_Dataset excerpt_

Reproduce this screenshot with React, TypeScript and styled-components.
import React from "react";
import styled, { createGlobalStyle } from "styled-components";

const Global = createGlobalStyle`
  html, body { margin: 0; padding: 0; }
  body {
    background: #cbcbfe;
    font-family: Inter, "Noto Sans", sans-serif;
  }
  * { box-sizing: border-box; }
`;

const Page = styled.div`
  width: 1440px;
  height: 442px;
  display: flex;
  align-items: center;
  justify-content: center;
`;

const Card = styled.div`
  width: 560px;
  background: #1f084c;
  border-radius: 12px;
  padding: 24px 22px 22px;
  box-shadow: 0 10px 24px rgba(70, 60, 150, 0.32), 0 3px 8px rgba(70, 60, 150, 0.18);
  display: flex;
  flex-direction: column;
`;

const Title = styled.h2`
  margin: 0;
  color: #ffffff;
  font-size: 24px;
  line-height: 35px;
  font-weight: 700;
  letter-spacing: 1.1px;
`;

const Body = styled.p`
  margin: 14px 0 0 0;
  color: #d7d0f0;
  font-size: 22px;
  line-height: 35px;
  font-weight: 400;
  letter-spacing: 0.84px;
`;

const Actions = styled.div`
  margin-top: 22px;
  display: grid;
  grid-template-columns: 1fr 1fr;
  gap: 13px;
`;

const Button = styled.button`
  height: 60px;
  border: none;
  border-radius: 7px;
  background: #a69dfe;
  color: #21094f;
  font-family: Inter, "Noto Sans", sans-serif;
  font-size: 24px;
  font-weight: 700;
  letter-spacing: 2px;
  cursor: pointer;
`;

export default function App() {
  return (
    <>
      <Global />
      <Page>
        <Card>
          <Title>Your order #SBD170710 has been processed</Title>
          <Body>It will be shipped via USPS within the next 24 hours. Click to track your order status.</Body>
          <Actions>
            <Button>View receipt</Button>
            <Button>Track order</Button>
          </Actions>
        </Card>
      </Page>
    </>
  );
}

_Task requirements_
Search the data for "styled". Copy every matching line.

_Exercise answer_
Reproduce this screenshot with React, TypeScript and styled-components.
import styled, { createGlobalStyle } from "styled-components";
const Page = styled.div`
const Card = styled.div`
const Title = styled.h2`
const Body = styled.p`
const Actions = styled.div`
const Button = styled.button`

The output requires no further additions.